An almost race ready machine, but the KTM Revelator Prestige Dura-Ace Di2 falls short of its potential

Cyclist Rating: 
Striking looks and great groupset
Rear brake rub

KTM isn’t a name you’ll see too often on the roads of the UK, but it’s by no means an obscure or minor brand.

It’s particularly popular in its home country of Austria, where it has been producing bicycles since 1964, although it’s perhaps better known for its high-powered motorcycles.

The bicycle and motorcycle arms of the company are now separate entities after a split during the 90s, but they seem to maintain a consistent brand aesthetic.

Which means that whether your KTM is motorised or pedal-powered, there’s a good chance it will come in a striking arrangement of orange and black.

When this Revelator Prestige arrived in the Cyclist office, some of my colleagues declared it to be an eyesore.

As for me, I think the paintjob is rather dramatic, and a pleasing departure from the all-black frames that have become ubiquitous at the top level of road bikes.

Quite apart from the colour scheme, I was also excited to get hold of this bike as I’d ridden previous generations of the bike and loved them – especially the 2015 version.

I was keen to see what an extra two years of development had done to the Revelator.

Playing with the big boys

This Prestige version of the Revelator is KTM’s flagship offering and comes bedecked with components straight out of the top drawer, including the newest incarnation of Shimano’s electronic Dura-Ace groupset and a set of DT Swiss RC38 Spline carbon clinchers, which would set you back over a grand on their own.

It’s a bike pitched at the very top end of the racing and speedy sportive market, but at a price that compares favourably with the likes of Trek and Specialized.

For example, at £6,000 the Revelator Prestige carries a specification not dissimilar to the Specialized S-Works Tarmac Di2 but at a saving of over £2,000.

What KTM doesn’t have compared to the big names is a presence at the top of pro cycling, but it has made some tentative steps into racing.

It is co-sponsor of the catchily named Team Delko Marseille-Provence KTM, a French team that races on the Pro-Continental circuit.

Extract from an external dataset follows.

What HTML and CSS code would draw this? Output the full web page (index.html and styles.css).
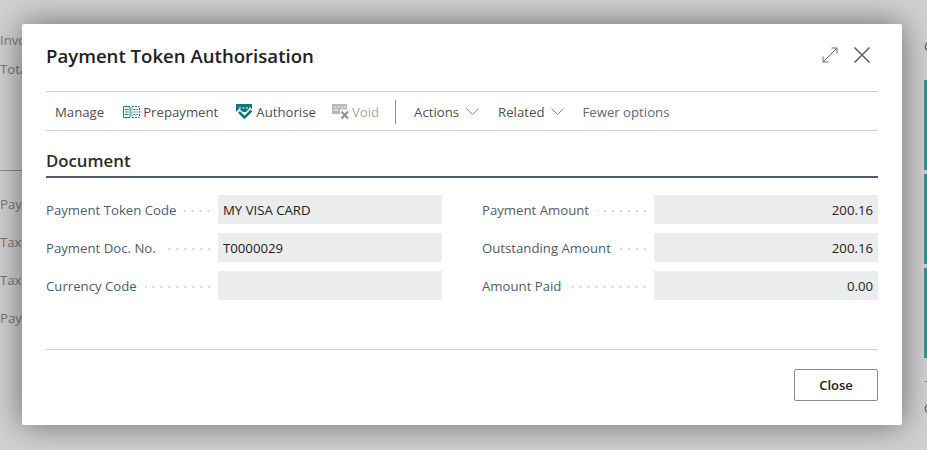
FILE: index.html
```html
<!DOCTYPE html>
<html lang="en">

<head>
    <meta charset="UTF-8">
    <meta name="viewport" content="width=device-width, initial-scale=1.0">
    <title>Payment Token Authorisation</title>
    <link rel="stylesheet" href="styles.css">
</head>

<body>

    <!-- page behind the dialog -->
    <div class="page">
        <div class="page-left">
            <div class="bg-top">
                <span>Invo</span>
                <span>Tota</span>
            </div>
            <div class="bg-line"></div>
            <div class="bg-rows">
                <span>Pay</span>
                <span>Tax</span>
                <span>Tax</span>
                <span>Pay</span>
            </div>
        </div>
        <div class="page-right">
            <span class="bg-c bg-c-top">C</span>
            <div class="tile"></div>
            <div class="tile"></div>
            <div class="tile"></div>
            <div class="bg-rule"></div>
            <span class="bg-c">C</span>
        </div>
    </div>

    <div class="dialog">
        <div class="dialog-head">
            <h1>Payment Token Authorisation</h1>
            <div class="head-icons">
                <svg width="18" height="18" viewBox="0 0 18 18" fill="none" stroke="#666" stroke-width="1">
                    <path d="M2 16 16 2M10.500 2H16v5.500M2 10.500V16h5.500" />
                </svg>
                <svg width="18" height="18" viewBox="0 0 18 18" fill="none" stroke="#605e5c" stroke-width="1.500">
                    <path d="M1.500 1.500 16.500 16.500M16.500 1.500 1.500 16.500" />
                </svg>
            </div>
        </div>

        <div class="actions">
            <span class="action first">Manage</span>
            <span class="action">
                <svg width="17" height="12" viewBox="0 0 17 12" fill="none" stroke="#1f7f86">
                    <path d="M.5.500h6.500v11H.5zM2 3.500h3.500M2 6h3.500M2 8.500h3.500" />
                    <path d="M9 .5h7.500v11H9z" stroke-dasharray="2 1" />
                    <path d="M10.500 3.500h4.500M10.500 6h4.500M10.500 8.500h4.500" stroke-dasharray="2 1" />
                </svg>
                Prepayment
            </span>
            <span class="action tight">
                <svg width="17" height="16" viewBox="0 0 17 16">
                    <path d="M0 0h16v8H0z" fill="#12777e" />
                    <path d="M3 4h2M6.500 4h2M10 4h2M13 4h1.500" stroke="#fff" fill="none" />
                    <path d="M1.500 6.500 8.500 13 16 5.500" stroke="#fff" stroke-width="5" fill="none" />
                    <path d="M3 8 8.500 13.500 15.500 6.500" stroke="#12777e" stroke-width="2.600" fill="none" />
                </svg>
                Authorise
            </span>
            <span class="action off">
                <svg width="18" height="16" viewBox="0 0 18 16">
                    <path d="M0 0h15v10H0z" fill="#b8b8b8" />
                    <path d="M2 3h2M5.500 3h2M9 3h2M12 3h2M2 6h4" stroke="#fff" fill="none" />
                    <path d="M8 5.500h9v10H8z" fill="#fff" />
                    <path d="M9.500 7.500 16 14.500M16 7.500 9.500 14.500" stroke="#8f8f8f" stroke-width="2" fill="none" />
                </svg>
                Void
            </span>
            <span class="sep"></span>
            <span class="action wide">
                Actions
                <svg class="chev" width="13" height="7" viewBox="0 0 13 7" fill="none" stroke="#888">
                    <path d="M.5.500 6.500 6.500 12.500.500" />
                </svg>
            </span>
            <span class="action">
                Related
                <svg class="chev" width="13" height="7" viewBox="0 0 13 7" fill="none" stroke="#888">
                    <path d="M.5.500 6.500 6.500 12.500.500" />
                </svg>
            </span>
            <span class="action fewer">Fewer options</span>
        </div>

        <h2>Document</h2>

        <div class="fields">
            <div class="field">
                <label>Payment Token Code</label>
                <span class="dots"></span>
                <span class="value">MY VISA CARD</span>
            </div>
            <div class="field">
                <label>Payment Amount</label>
                <span class="dots"></span>
                <span class="value num">200.16</span>
            </div>
            <div class="field">
                <label>Payment Doc. No.</label>
                <span class="dots"></span>
                <span class="value">T0000029</span>
            </div>
            <div class="field">
                <label>Outstanding Amount</label>
                <span class="dots"></span>
                <span class="value num">200.16</span>
            </div>
            <div class="field">
                <label>Currency Code</label>
                <span class="dots"></span>
                <span class="value"></span>
            </div>
            <div class="field">
                <label>Amount Paid</label>
                <span class="dots"></span>
                <span class="value num">0.00</span>
            </div>
        </div>

        <div class="dialog-foot">
            <button class="btn-close">Close</button>
        </div>
    </div>

</body>

</html>
```

FILE: styles.css
```css
* {
    padding: 0;
    margin: 0;
    box-sizing: border-box;
}

html,
body {
    height: 100%;
    overflow: hidden;
}

body {
    background-color: #d1d1d1;
    font-family: "Open Sans", "Noto Sans", sans-serif;
    font-size: 13.2px;
    color: #212121;
    position: relative;
}

.page {
    display: flex;
    justify-content: space-between;
    height: 100%;
    color: #777;
}

.page-left {
    width: 120px;
    white-space: nowrap;
}

.bg-top {
    display: flex;
    flex-direction: column;
    gap: 11px;
    padding-top: 31px;
    line-height: 18px;
}

.bg-line {
    height: 1px;
    background-color: #8c8c8c;
    margin-top: 92px;
}

.bg-rows {
    display: flex;
    flex-direction: column;
    gap: 20px;
    padding-top: 24px;
    line-height: 18px;
}

.page-right {
    width: 3px;
    white-space: nowrap;
    display: flex;
    flex-direction: column;
    gap: 4px;
}

.bg-c {
    line-height: 18px;
    margin-top: 13px;
    color: #555;
}

.bg-c-top {
    margin-top: 37px;
    margin-bottom: 21px;
}

.tile {
    height: 90px;
    flex: none;
    background-color: #3f8f92;
}

.bg-rule {
    height: 1px;
    flex: none;
    background-color: #999;
    margin-top: 19px;
}

.dialog {
    position: absolute;
    left: 22px;
    top: 24px;
    width: 880px;
    height: 401px;
    background-color: #fff;
    border-radius: 2px;
    padding: 0 24px;
    box-shadow: 0 0 32px rgba(0, 0, 0, .5);
    display: flex;
    flex-direction: column;
}

.dialog-head {
    display: flex;
    justify-content: space-between;
    align-items: center;
    height: 67px;
    padding-bottom: 5px;
}

h1 {
    font-size: 18.6px;
    font-weight: 600;
    color: #212121;
}

.head-icons {
    display: flex;
    gap: 14px;
    padding-right: 7px;
}

.actions {
    display: flex;
    align-items: center;
    height: 40px;
    border-top: 1px solid #d0d0d0;
    border-bottom: 1px solid #d0d0d0;
    color: #505050;
    padding-top: 1px;
}

.action {
    display: flex;
    align-items: center;
    gap: 3px;
    margin-right: 18px;
    white-space: nowrap;
}

.tight {
    margin-right: 16px;
}

.wide {
    margin-right: 19px;
}

.first {
    margin-left: 9px;
    margin-right: 19px;
}

.off {
    color: #a8a8a8;
    margin-right: 16px;
    gap: 2px;
}

.fewer {
    color: #5c6b7a;
}

.chev {
    margin-left: 4px;
}

.sep {
    width: 1px;
    height: 24px;
    background-color: #8a949e;
    margin-right: 18px;
}

h2 {
    font-size: 16.8px;
    font-weight: 600;
    line-height: 22px;
    color: #2b2b2b;
    margin-top: 19px;
    padding-bottom: 4px;
    border-bottom: 2px solid #505c6d;
}

.fields {
    display: grid;
    grid-template-columns: 396px 396px;
    column-gap: 40px;
    row-gap: 9px;
    margin-top: 17px;
}

.field {
    display: flex;
    align-items: center;
    height: 29px;
}

.field label {
    color: #505c6d;
    white-space: nowrap;
}

.dots {
    flex: 1;
    height: 2px;
    margin: 2px 8px 0 8px;
    background-image: linear-gradient(to left, #d6d6d6 2px, transparent 2px);
    background-size: 8px 2px;
    background-position: right top;
}

.value {
    flex: none;
    width: 224px;
    height: 29px;
    line-height: 30px;
    padding: 0 5px;
    background-color: #ebecee;
    color: #212121;
}

.num {
    text-align: right;
}

.dialog-foot {
    margin-top: 49px;
    border-top: 1px solid #d0d0d0;
    padding-top: 19px;
    display: flex;
    justify-content: flex-end;
}

.btn-close {
    width: 84px;
    height: 32px;
    background-color: #fff;
    border: 1px solid #8a8a8a;
    border-radius: 2px;
    font-family: inherit;
    font-size: 13px;
    font-weight: 600;
    color: #212121;
}
```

But it’s fair to say KTM bikes are rarely seen at the major events – although organisers of the 2017 Tour de Yorkshire, where the team finished with four riders in the top 20, might have something to say about that.

The Revelator plainly worked well in Yorkshire for the KTM team, so I was fully expecting my comparatively average abilities to be enhanced by the Revelator when I took it for its first test ride.

New, not improved

These days we’re all looking for stiff, light and responsive bikes that transfer power – however much or little we can actually produce – as efficiently as possible into forward propulsion.

The Revelator managed this pretty well, especially once I was up to speed and sitting steady in the saddle.

While I can’t vouch for the aerodynamic qualities of the frame, it is certainly shaped to cut through the air, and the bike seemed to hold speed with relative ease.

It was when I got out of the saddle that the problems started. The 2015 Revelator Prestige was superb, with a less striking design than the current bike but near-faultless performance.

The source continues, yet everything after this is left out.